--- begin LISTED ENTRIES ---

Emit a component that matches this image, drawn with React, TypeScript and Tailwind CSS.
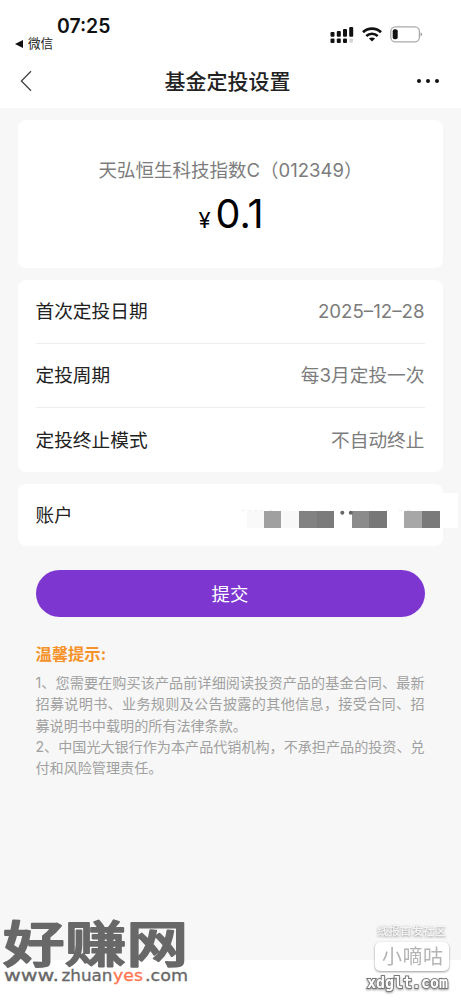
import React from "react";

const rows = [
  { label: "首次定投日期", value: "2025–12–28" },
  { label: "定投周期", value: "每3月定投一次" },
  { label: "定投终止模式", value: "不自动终止" },
];

const tips = [
  { text: "1、您需要在购买该产品前详细阅读投资产品的基金合同、最新", full: true },
  { text: "招募说明书、业务规则及公告披露的其他信息，接受合同、招", full: true },
  { text: "募说明书中载明的所有法律条款。", full: false },
  { text: "2、中国光大银行作为本产品代销机构，不承担产品的投资、兑", full: true },
  { text: "付和风险管理责任。", full: false },
];

function Signal() {
  return (
    <svg width="24" height="18" viewBox="0 0 24 18" fill="#111">
      <rect x="0.5" y="6" width="4" height="4.8" rx="1" />
      <rect x="6.8" y="5" width="4" height="5.8" rx="1" />
      <rect x="13" y="3" width="4" height="7.8" rx="1" />
      <rect x="19.2" y="1" width="4" height="9.8" rx="1" />
      <rect x="0.5" y="12.6" width="4" height="4.4" rx="1" />
      <rect x="6.8" y="12.6" width="4" height="4.4" rx="1" />
      <rect x="13" y="12.6" width="4" height="4.4" rx="1" />
      <rect x="19.4" y="12.6" width="3.6" height="4.2" rx="1" fill="#d4d4d4" />
    </svg>
  );
}

function Wifi() {
  return (
    <svg width="20" height="15" viewBox="0 0 20 15" fill="none" stroke="#111" strokeWidth="2.7">
      <path d="M1 5.3C6 .5 14 .5 19 5.3" />
      <path d="M4.3 9C7.6 6 12.4 6 15.7 9" />
      <path d="M10 14.6 6.9 11.6Q10 9.2 13.1 11.6Z" fill="#111" stroke="none" />
    </svg>
  );
}

function Battery() {
  return (
    <svg width="33" height="17" viewBox="0 0 33 17">
      <rect x="0.8" y="0.8" width="28.6" height="15" rx="4.6" fill="#fff" stroke="#aaa" strokeWidth="1.3" />
      <rect x="2.7" y="3.2" width="5" height="10" rx="2" fill="#111" />
      <path d="M30.6 6.2q3 2 0 4.2z" fill="#999" />
    </svg>
  );
}

function Mosaic() {
  return (
    <svg width="216" height="38" viewBox="0 0 216 38" shapeRendering="crispEdges">
      <rect x="188" y="1" width="28" height="35" fill="#fff" />
      <rect x="5" y="19" width="17" height="17" fill="#f9f9f9" />
      <rect x="22" y="19" width="17" height="17" fill="#a0a0a0" />
      <rect x="39" y="19" width="18" height="17" fill="#f8f8f8" />
      <rect x="57" y="19" width="18" height="17" fill="#828282" />
      <rect x="75" y="19" width="17" height="17" fill="#7b7b7b" />
      <rect x="110" y="19" width="17" height="17" fill="#8b8b8b" />
      <rect x="127" y="19" width="18" height="17" fill="#777" />
      <rect x="162" y="19" width="18" height="17" fill="#a7a7a7" />
      <rect x="180" y="19" width="18" height="17" fill="#7a7a7a" />
      <path d="M0 18.5h3m4 0h2m3 0h3m3 0h3m6 0h3m30 0h2m82 0h3m10 0h3m4 0h5" stroke="#eee" />
      <g fill="#666" shapeRendering="auto">
        <circle cx="100.3" cy="20.7" r="2" />
        <circle cx="108.8" cy="20.7" r="2" />
      </g>
    </svg>
  );
}

export default function App() {
  return (
    <div className="relative flex h-[1000px] w-[461px] flex-col overflow-hidden bg-white font-['Inter','Noto_Sans_CJK_SC',sans-serif] text-[#222]">
      <header className="h-[108px] shrink-0">
        <div className="flex h-[54px] justify-between">
          <div className="pt-[15px]">
            <div className="pl-[57px] text-[19.4px] leading-[22px] font-semibold text-[#111]">07:25</div>
            <div className="flex items-center gap-[5px] pl-[15px] text-[12.6px] leading-[14px]">
              <svg width="8" height="8" viewBox="0 0 8 8">
                <path d="M0 4 8 0v8z" fill="#111" />
              </svg>
              微信
            </div>
          </div>
          <div className="flex items-start pt-[26px] pr-[38px]">
            <Signal />
            <div className="pt-px pl-[8px]">
              <Wifi />
            </div>
            <div className="pl-[8px]">
              <Battery />
            </div>
          </div>
        </div>
        <div className="flex h-[54px] items-center justify-between pr-[21px] pl-[20px]">
          <svg width="20" height="22" viewBox="0 0 20 22" fill="none" stroke="#444" strokeWidth="1.3">
            <path d="M11 1.2 1.4 11 11 20.8" />
          </svg>
          <h1 className="mt-[2px] pr-[1px] text-[21px] leading-[30px] font-medium">基金定投设置</h1>
          <svg width="24" height="6" viewBox="0 0 24 6" fill="#111">
            <circle cx="3" cy="3" r="2" />
            <circle cx="12" cy="3" r="2" />
            <circle cx="21" cy="3" r="2" />
          </svg>
        </div>
      </header>

      <main className="flex h-[852px] shrink-0 flex-col bg-[#f7f7f7] pt-[12px] pr-[18.5px] pl-[17.5px]">
        <section className="flex h-[148px] shrink-0 flex-col items-center rounded-[8px] bg-white pt-[36px]">
          <div className="pl-[1px] text-[18.5px] leading-[28px] whitespace-nowrap text-[#7c7c7c]">天弘恒生科技指数C（012349）</div>
          <div className="flex items-baseline gap-[5px] pt-[7px] pl-[2px] leading-[46px] text-black">
            <span className="text-[22px]">¥</span>
            <span className="text-[39.5px]">0.1</span>
          </div>
        </section>

        <section className="mt-[12px] h-[192px] shrink-0 divide-y divide-[#eee] rounded-[8px] bg-white px-[18px]">
          {rows.map((row) => (
            <div key={row.label} className="flex h-[64px] items-center justify-between pt-px text-[18.7px] leading-[28px]">
              <span>{row.label}</span>
              <span className="text-[#7c7c7c]">{row.value}</span>
            </div>
          ))}
        </section>

        <section className="relative mt-[12px] flex h-[62px] shrink-0 items-center rounded-[8px] bg-white px-[18px] pt-px text-[18.6px]">
          账户
          <div className="absolute top-[8px] left-[224.5px]">
            <Mosaic />
          </div>
        </section>

        <div className="px-[18px] pt-[24px]">
          <button className="block h-[47px] w-full rounded-full bg-[#7d36d0] pt-[3px] text-[18.4px] text-white">提交</button>
          <h2 className="pt-[25px] text-[16.3px] leading-[24px] font-bold text-[#f6922a]">温馨提示:</h2>
          <div className="pt-[6px] text-[14.1px] leading-[21.3px] text-[#a0a0a0]">
            {tips.map((line) => (
              <p key={line.text} className={line.full ? "whitespace-nowrap [text-align-last:justify]" : "whitespace-nowrap"}>
                {line.text}
              </p>
            ))}
          </div>
        </div>
      </main>

      <div className="absolute top-[920px] left-[3px]">
        <svg width="190" height="70" viewBox="0 0 190 70" fill="#686868" className="overflow-visible">
          <text transform="translate(0 41.5) scale(1 .8)" fontFamily="Noto Sans CJK SC" fontWeight="500" fontSize="61.5" textLength="185" stroke="#686868" strokeWidth="2.4" strokeLinejoin="round">好赚网</text>
          <g fontFamily="DejaVu Sans" fontSize="15.5" stroke="#686868" strokeWidth=".3">
            <text x="1" y="60.5" textLength="55" lengthAdjust="spacingAndGlyphs">www.</text>
            <text x="58.5" y="60.5" textLength="51" lengthAdjust="spacingAndGlyphs">zhuan</text>
            <text x="110" y="60.5" textLength="30" lengthAdjust="spacingAndGlyphs" fill="#ff7650" stroke="#ff7650">yes</text>
            <text x="142" y="60.5" textLength="43" lengthAdjust="spacingAndGlyphs">.com</text>
          </g>
        </svg>
      </div>

      <div className="absolute top-[920px] left-[364px]">
        <svg width="90" height="76" viewBox="0 0 90 76" className="drop-shadow-[0_1px_1px_rgba(0,0,0,0.4)]">
          <text x="13" y="15" fontFamily="Noto Sans CJK SC" fontWeight="500" fontSize="11.5" textLength="69" fill="#f5f5f5">线报首发社区</text>
          <rect x="11" y="22" width="74" height="29" rx="5" fill="#fff" />
          <text x="18" y="44" fontFamily="Noto Sans CJK SC" fontSize="20" textLength="61" fill="#b4b4b4">小嘀咕</text>
          <text x="3" y="68" fontFamily="DejaVu Sans Mono" fontWeight="700" fontSize="15" textLength="81" lengthAdjust="spacingAndGlyphs" fill="#fff" stroke="#777" strokeWidth="1.8" paintOrder="stroke">xdglt.com</text>
        </svg>
      </div>
    </div>
  );
}
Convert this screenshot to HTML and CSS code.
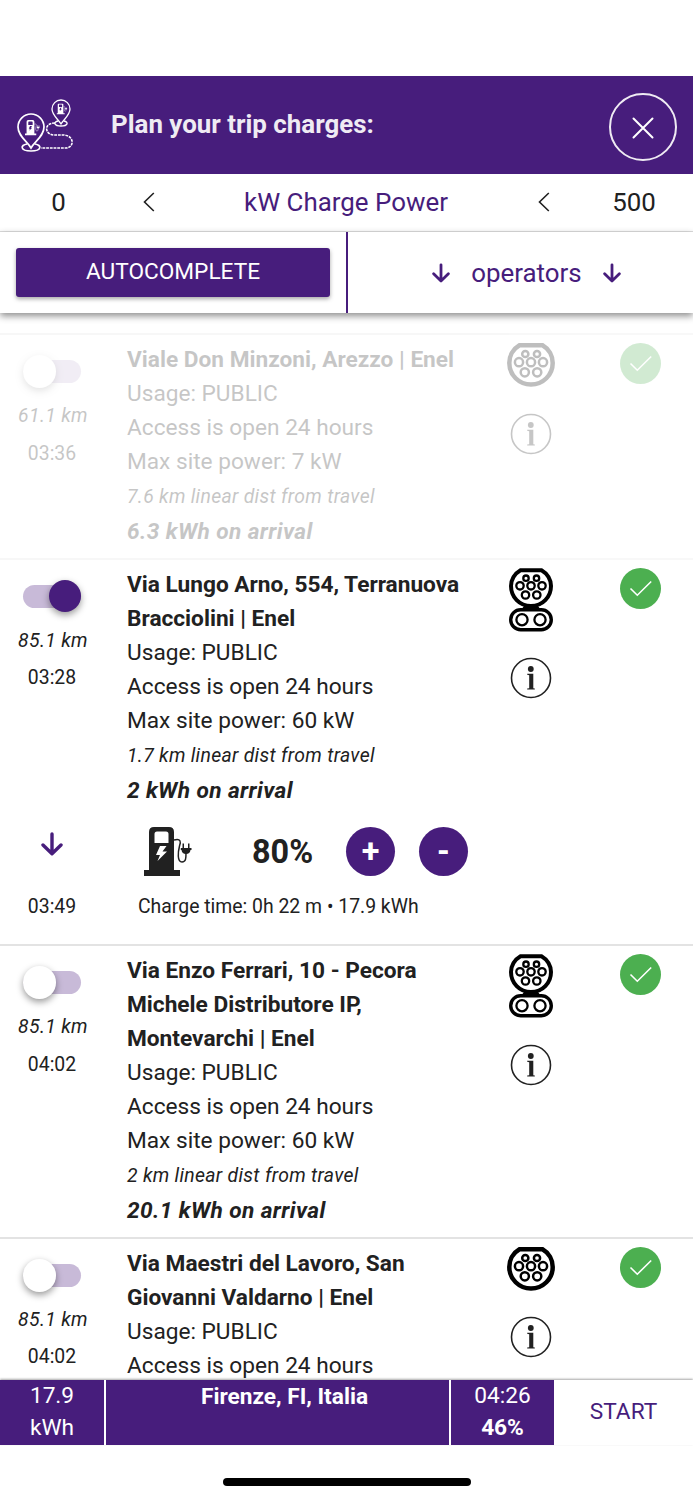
FILE: index.html
```
<!DOCTYPE html>
<html lang="en">
<head>
    <meta charset="UTF-8">
    <meta name="viewport" content="width=device-width, initial-scale=1.0">
    <title>Plan your trip charges</title>
    <link rel="stylesheet" href="styles.css">
</head>
<body>
    <!-- Shared icons -->
    <svg class="sprite" width="0" height="0">
        <symbol id="icon-pump" viewBox="0 0 48 49">
            <path fill="currentColor" fill-rule="evenodd" d="M5 43V5Q5 0 10 0H25Q30 0 30 5V43H36V49H0V43ZM10.500 7V16H24.500V7Q24.500 4.500 22 4.500H13Q10.500 4.500 10.500 7ZM16 19L12 28H16L13.500 34L23 24.500H18.500L22.500 19Z"/>
            <path fill="none" stroke="currentColor" stroke-width="1.500" d="M30 13C37 11 37 15 35.500 19C34 25 33 35 38 35C42 35 42 31 42 26"/>
            <path fill="currentColor" d="M38.500 16.500H40V21H44V16.500H45.500V21H47.500V23H46.500Q46 27 42 27Q38 27 37.500 23H36.800V21H38.500Z"/>
        </symbol>
        <symbol id="icon-type2" viewBox="0 0 48 44">
            <path fill="none" stroke="currentColor" stroke-width="4.500" d="M12.500 2.300H35.500C42 6 45.700 13 45.700 20C45.700 32 36 41.500 24 41.500S2.300 32 2.300 20C2.300 13 6 6 12.500 2.300Z"/>
            <g fill="none" stroke="currentColor" stroke-width="2.500">
                <circle cx="18.300" cy="11" r="3.100"/><circle cx="30" cy="11" r="3.100"/>
                <circle cx="12" cy="19.200" r="4.100"/><circle cx="24" cy="19.200" r="4.100"/><circle cx="36" cy="19.200" r="4.100"/>
                <circle cx="17.800" cy="29.300" r="4.100"/><circle cx="30.200" cy="29.300" r="4.100"/>
            </g>
        </symbol>
        <symbol id="icon-ccs" viewBox="0 0 44 64">
            <path fill="none" stroke="currentColor" stroke-width="4" d="M11.500 2.200H32.500C38.500 5.500 42 12 42 18C42 29 33.500 38 22 38S2 29 2 18C2 12 5.500 5.500 11.500 2.200Z"/>
            <path fill="currentColor" d="M15 38H29L32 42H12Z"/>
            <rect x="1.700" y="41.700" width="40.600" height="20" rx="10" fill="#fff" stroke="currentColor" stroke-width="3.400"/>
            <g fill="none" stroke="currentColor" stroke-width="2.300">
                <circle cx="17" cy="10.200" r="2.700"/><circle cx="27.500" cy="10.200" r="2.700"/>
                <circle cx="11" cy="17.800" r="3.700"/><circle cx="22" cy="17.800" r="3.700"/><circle cx="33" cy="17.800" r="3.700"/>
                <circle cx="16.500" cy="27" r="3.700"/><circle cx="27.800" cy="27" r="3.700"/>
                <circle cx="13" cy="51.700" r="5.600"/><circle cx="31" cy="51.700" r="5.600"/>
            </g>
        </symbol>
        <symbol id="icon-info" viewBox="0 0 42 42">
            <circle cx="21" cy="21" r="19.500" fill="none" stroke="currentColor" stroke-width="1.600"/>
            <circle cx="20.800" cy="12" r="2.900" fill="currentColor"/>
            <path fill="currentColor" d="M17.200 16.800H23.300V31.200L24.800 31.500V32.500H17.200V31.500L19.200 31.200V18.200L17.200 17.800Z"/>
        </symbol>
        <symbol id="icon-check" viewBox="0 0 41 41">
            <circle cx="20.500" cy="20.500" r="20.500" fill="#4caf50"/>
            <path fill="none" stroke="#fff" stroke-width="1.600" d="M10.500 20.500L17.300 27.200L31.200 13.500"/>
        </symbol>
        <symbol id="icon-down" viewBox="0 0 22 24">
            <path fill="none" stroke="currentColor" stroke-width="3.400" stroke-linecap="round" stroke-linejoin="round" d="M11 2V21.500M2 13L11 21.800L20 13"/>
        </symbol>
        <symbol id="icon-left" viewBox="0 0 12 20">
            <path fill="none" stroke="currentColor" stroke-width="1.600" d="M10.800 1L1.500 10L10.800 19"/>
        </symbol>
    </svg>

    <header class="header">
        <svg class="trip-icon" viewBox="0 0 58 54">
            <g fill="none" stroke="currentColor">
                <g stroke-width="1.700">
                    <path d="M14 49C10 42 1 37 1 28A13 13 0 0 1 27 28C27 37 18 42 14 49Z"/>
                    <path d="M10 45C3 46 3 52 14 52S25 46 18 45"/>
                </g>
                <g stroke-width="1.300">
                    <path d="M44 25C41 20 35 16 35 10A9 9 0 0 1 53 10C53 16 47 20 44 25Z"/>
                    <path d="M41 22C36 23 37 27 44 27S52 23 47 22"/>
                </g>
                <path stroke-width="1.600" stroke-dasharray="2.800 0.900" d="M38 24C26 24 28 36 37 36H47C58 37 57 49 49 49H24"/>
            </g>
            <use href="#icon-pump" x="8" y="21" width="15" height="15.500"/>
            <use href="#icon-pump" x="39.500" y="4.500" width="11" height="11"/>
        </svg>
        <h1 class="header-title">Plan your trip charges:</h1>
        <button class="close-button" aria-label="Close">
            <svg viewBox="0 0 22 22"><path fill="none" stroke="currentColor" stroke-width="2" stroke-linecap="round" d="M1.500 1.500L20.500 20.500M20.500 1.500L1.500 20.500"/></svg>
        </button>
    </header>

    <div class="power-bar">
        <span class="power-value">0</span>
        <svg class="chevron"><use href="#icon-left"/></svg>
        <span class="power-label">kW Charge Power</span>
        <svg class="chevron"><use href="#icon-left"/></svg>
        <span class="power-value">500</span>
    </div>

    <div class="filter-bar">
        <div class="filter-auto">
            <button class="auto-button">AUTOCOMPLETE</button>
        </div>
        <div class="filter-operators">
            <svg class="arrow-small"><use href="#icon-down"/></svg>
            <span>operators</span>
            <svg class="arrow-small"><use href="#icon-down"/></svg>
        </div>
    </div>

    <main class="station-list">
        <!-- Scrolled under the filter bar -->
        <section class="station scrolled faded">
            <div class="stop"></div>
            <div class="details">
                <p class="arrival">9.8 kWh on arrival</p>
            </div>
        </section>

        <section class="station faded">
            <div class="stop">
                <div class="switch"><span class="knob"></span></div>
                <p class="distance">61.1 km</p>
                <p class="time">03:36</p>
            </div>
            <div class="details">
                <h2>Viale Don Minzoni, Arezzo | Enel</h2>
                <p>Usage: PUBLIC</p>
                <p>Access is open 24 hours</p>
                <p>Max site power: 7 kW</p>
                <p class="linear">7.6 km linear dist from travel</p>
                <p class="arrival">6.3 kWh on arrival</p>
            </div>
            <div class="plugs">
                <svg class="type2"><use href="#icon-type2"/></svg>
                <svg class="info"><use href="#icon-info"/></svg>
            </div>
            <div class="status"><svg class="check"><use href="#icon-check"/></svg></div>
        </section>

        <section class="station">
            <div class="stop">
                <div class="switch on"><span class="knob"></span></div>
                <p class="distance">85.1 km</p>
                <p class="time">03:28</p>
            </div>
            <div class="details">
                <h2>Via Lungo Arno, 554, Terranuova Bracciolini | Enel</h2>
                <p>Usage: PUBLIC</p>
                <p>Access is open 24 hours</p>
                <p>Max site power: 60 kW</p>
                <p class="linear">1.7 km linear dist from travel</p>
                <p class="arrival">2 kWh on arrival</p>
            </div>
            <div class="plugs">
                <svg class="ccs"><use href="#icon-ccs"/></svg>
                <svg class="info"><use href="#icon-info"/></svg>
            </div>
            <div class="status"><svg class="check"><use href="#icon-check"/></svg></div>

            <!-- Charge settings of the selected station -->
            <div class="charge-stop">
                <svg class="arrow"><use href="#icon-down"/></svg>
                <p class="time">03:49</p>
            </div>
            <div class="charge">
                <div class="charge-controls">
                    <svg class="pump"><use href="#icon-pump"/></svg>
                    <span class="charge-level">80%</span>
                    <button class="round-button">+</button>
                    <button class="round-button">-</button>
                </div>
                <p class="charge-time">Charge time: 0h 22 m • 17.9 kWh</p>
            </div>
        </section>

        <section class="station">
            <div class="stop">
                <div class="switch"><span class="knob"></span></div>
                <p class="distance">85.1 km</p>
                <p class="time">04:02</p>
            </div>
            <div class="details">
                <h2>Via Enzo Ferrari, 10 - Pecora Michele Distributore IP, Montevarchi | Enel</h2>
                <p>Usage: PUBLIC</p>
                <p>Access is open 24 hours</p>
                <p>Max site power: 60 kW</p>
                <p class="linear">2 km linear dist from travel</p>
                <p class="arrival">20.1 kWh on arrival</p>
            </div>
            <div class="plugs">
                <svg class="ccs"><use href="#icon-ccs"/></svg>
                <svg class="info"><use href="#icon-info"/></svg>
            </div>
            <div class="status"><svg class="check"><use href="#icon-check"/></svg></div>
        </section>

        <section class="station">
            <div class="stop">
                <div class="switch"><span class="knob"></span></div>
                <p class="distance">85.1 km</p>
                <p class="time">04:02</p>
            </div>
            <div class="details">
                <h2>Via Maestri del Lavoro, San Giovanni Valdarno | Enel</h2>
                <p>Usage: PUBLIC</p>
                <p>Access is open 24 hours</p>
            </div>
            <div class="plugs">
                <svg class="type2"><use href="#icon-type2"/></svg>
                <svg class="info"><use href="#icon-info"/></svg>
            </div>
            <div class="status"><svg class="check"><use href="#icon-check"/></svg></div>
        </section>
    </main>

    <footer class="footer">
        <div class="footer-cell">17.9<br>kWh</div>
        <div class="footer-cell destination">Firenze, FI, Italia</div>
        <div class="footer-cell">04:26<br><b>46%</b></div>
        <button class="start-button">START</button>
    </footer>
    <div class="home-indicator"></div>
</body>
</html>
```

FILE: styles.css
```
* {
    margin: 0;
    padding: 0;
    box-sizing: border-box;
}

body {
    background: #fff;
    height: 1500px;
    padding-top: 76px;
    display: flex;
    flex-direction: column;
    overflow: hidden;
    font-family: Roboto, sans-serif;
    font-size: 22.67px;
    line-height: 34px;
    color: #212121;
}

button {
    font: inherit;
    border: none;
    background: none;
    cursor: pointer;
}

svg {
    display: block;
    flex: none;
}

.sprite {
    position: absolute;
}

/* Header */
.header {
    flex: none;
    height: 97.5px;
    padding: 0 16.5px;
    display: flex;
    align-items: center;
    background: #471d7c;
    color: #fff;
}

.trip-icon {
    width: 58px;
    height: 54px;
    margin-top: 3px;
}

.header-title {
    flex: 1;
    margin: -2px 0 0 36.5px;
    font-size: 25.9px;
    font-weight: bold;
    color: #efebf3;
}

.close-button {
    width: 68px;
    height: 68px;
    margin-top: 4px;
    display: flex;
    align-items: center;
    justify-content: center;
    border: 2px solid #efebf3;
    border-radius: 50%;
    color: #fff;
}

.close-button svg {
    width: 22px;
    height: 22px;
    margin-top: 2px;
}

/* Power range */
.power-bar {
    flex: none;
    height: 58.5px;
    display: grid;
    grid-template-columns: 117px 63px 332px 63px 118px;
    align-items: center;
    justify-items: center;
    border-bottom: 1px solid #dedede;
    font-size: 25.9px;
}

.power-label {
    color: #471d7c;
}

.chevron {
    width: 12px;
    height: 20px;
}

/* Autocomplete and operators */
.filter-bar {
    flex: none;
    height: 81px;
    display: flex;
    position: relative;
    z-index: 2;
    background: #fff;
    box-shadow: 0 3px 7px rgba(0, 0, 0, 0.45);
}

.filter-auto {
    width: 348px;
    padding: 16px;
    border-right: 2px solid #471d7c;
}

.auto-button {
    width: 314px;
    height: 48.5px;
    background: #471d7c;
    color: #fff;
    border-radius: 3px;
    box-shadow: 0 2px 4px rgba(0, 0, 0, 0.35);
}

.filter-operators {
    flex: 1;
    display: flex;
    align-items: center;
    justify-content: center;
    gap: 21px;
    padding-left: 12px;
    font-size: 25.9px;
    color: #471d7c;
}

.arrow-small {
    width: 18px;
    height: 20px;
}

/* Stations */
.station-list {
    flex: none;
    height: 1091px;
    margin-top: -24px;
    overflow: hidden;
}

.station {
    display: grid;
    grid-template-columns: 104px 346px 115px 105px;
    border-bottom: 2px solid #e3e3e3;
    padding: 6px 0 8.6px;
}

.station.scrolled {
    height: 46px;
    padding: 0;
}

.faded {
    opacity: 0.25;
}

.stop {
    display: flex;
    flex-direction: column;
    align-items: center;
}

.details {
    margin: 2px -23px 0 23px;
}

.scrolled .details {
    margin-top: -1px;
}

.details h2 {
    font-size: inherit;
    font-weight: bold;
}

.linear {
    font-size: 19.4px;
    font-style: italic;
    line-height: 35px;
    letter-spacing: 0.3px;
}

.arrival {
    font-weight: bold;
    font-style: italic;
    line-height: 35px;
    letter-spacing: 0.4px;
}

.switch {
    width: 58px;
    height: 23px;
    margin-top: 19px;
    display: flex;
    align-items: center;
    border-radius: 12px;
    background: #c8bad8;
}

.switch.on {
    justify-content: flex-end;
}

.knob {
    width: 32.5px;
    height: 32.5px;
    flex: none;
    border-radius: 50%;
    background: #fff;
    box-shadow: 0 3px 7px rgba(0, 0, 0, 0.4);
}

.on .knob {
    background: #471d7c;
}

.distance,
.time,
.charge-time {
    font-size: 19.4px;
}

.distance {
    margin-top: 16px;
    padding-left: 2px;
    font-style: italic;
    letter-spacing: 0.35px;
}

.time {
    margin-top: 3.5px;
}

.plugs {
    margin: 2px -23px 0 23px;
    display: flex;
    flex-direction: column;
    align-items: center;
    color: #000;
}

.type2 {
    width: 48px;
    height: 44px;
}

.ccs {
    width: 44px;
    height: 64px;
}

.info {
    width: 42px;
    height: 42px;
    margin-top: 25.5px;
    color: #212121;
}

.status {
    margin: 2px -23px 0 23px;
    display: flex;
    justify-content: center;
}

.check {
    width: 41px;
    height: 41px;
}

/* Charge settings */
.charge-stop {
    display: flex;
    flex-direction: column;
    align-items: center;
    padding-top: 24px;
}

.arrow {
    width: 22px;
    height: 24px;
    color: #471d7c;
}

.charge-stop .time {
    margin-top: 34px;
}

.charge {
    grid-column: 2 / -1;
    padding: 19px 0 12px 40px;
}

.charge-controls {
    display: flex;
    align-items: center;
}

.pump {
    width: 48px;
    height: 49px;
}

.charge-level {
    width: 62px;
    margin: 1px 32px 0 60px;
    font-size: 32.4px;
    font-weight: bold;
}

.round-button {
    width: 49px;
    height: 49px;
    margin-right: 24px;
    border-radius: 50%;
    background: #471d7c;
    color: #fff;
    font-size: 32.4px;
    font-weight: bold;
}

.charge-time {
    margin: 14px 0 0 -6px;
}

/* Footer */
.footer {
    flex: none;
    height: 64.5px;
    display: grid;
    grid-template-columns: 104px 343px 103px 1fr;
    column-gap: 2px;
    position: relative;
    z-index: 2;
    background: #fff;
    box-shadow: 0 -1px 2px rgba(0, 0, 0, 0.35);
    line-height: 32.4px;
}

.footer-cell {
    background: #471d7c;
    color: #fff;
    text-align: center;
}

.destination {
    padding: 1px 0 0 14px;
    font-weight: bold;
}

.start-button {
    padding-right: 2px;
    color: #471d7c;
}

.home-indicator {
    flex: none;
    width: 248px;
    height: 8px;
    margin: 33.5px auto 0;
    border-radius: 4px;
    background: #000;
}
```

--- end LISTED ENTRIES ---

Find the word "this" in the material, then list each line that holds it.

#### EXERCISE OUTPUT:
Emit a component that matches this image, drawn with React, TypeScript and Tailwind CSS.
Convert this screenshot to HTML and CSS code.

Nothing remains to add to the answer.